Players also overspend when chasing cosmetics for weapons they rarely touch. A gorgeous sniper blueprint is wasted value if you spend 90 percent of your time using ARs and SMGs. Buy for your real loadouts, not your aspirational ones.

Should you save CP or spend it quickly?

Usually, saving wins.

Holding CP gives you flexibility when a better season or stronger crossover arrives. It also protects you from buying out of boredom. The only reason to spend quickly is when you have already decided on a high-use purchase and know it fits your budget.

This is especially true near the end of a season. Unless a bundle is a must-have for you, waiting can be smarter. New seasons often bring better value opportunities, and you do not want to be short on CP when the next pass drops.

A simple spending strategy that works

If you want a no-nonsense approach, keep enough CP reserved for the next Battle Pass if you are an active seasonal player. Everything above that can go toward one or two bundles you know you will actually use.
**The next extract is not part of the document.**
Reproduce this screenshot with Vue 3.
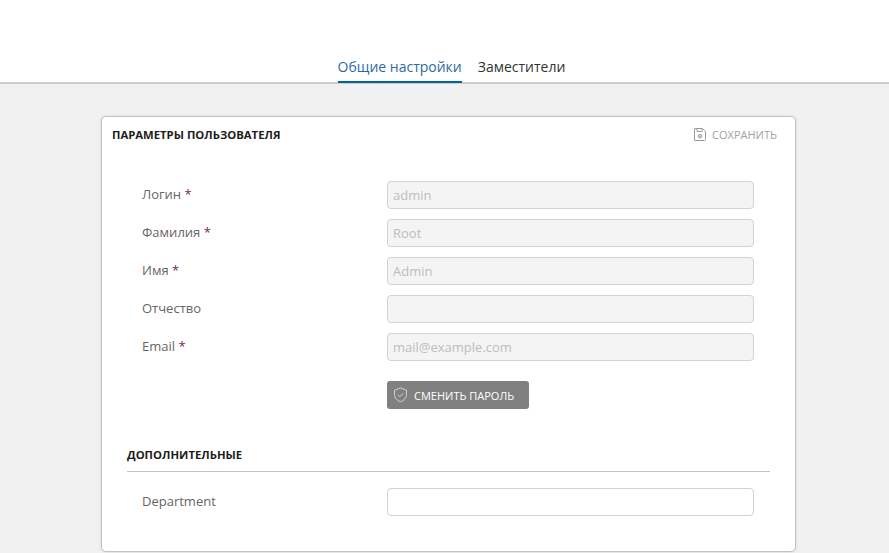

If you play casually, skip the reserve strategy and buy only cosmetics you genuinely care about. There is no point treating the Battle Pass like mandatory value if your schedule says otherwise.

And if you are deal-focused, use discounted digital funds where possible, set a monthly limit, and avoid buying CP just because the store refreshed. Smart spending in Call of Duty is not about owning the most cosmetics. It is about getting the most play value from the currency you already paid for.

The best CP purchase is the one you still feel good about two weeks later, not the one that looked exciting for five minutes in the shop.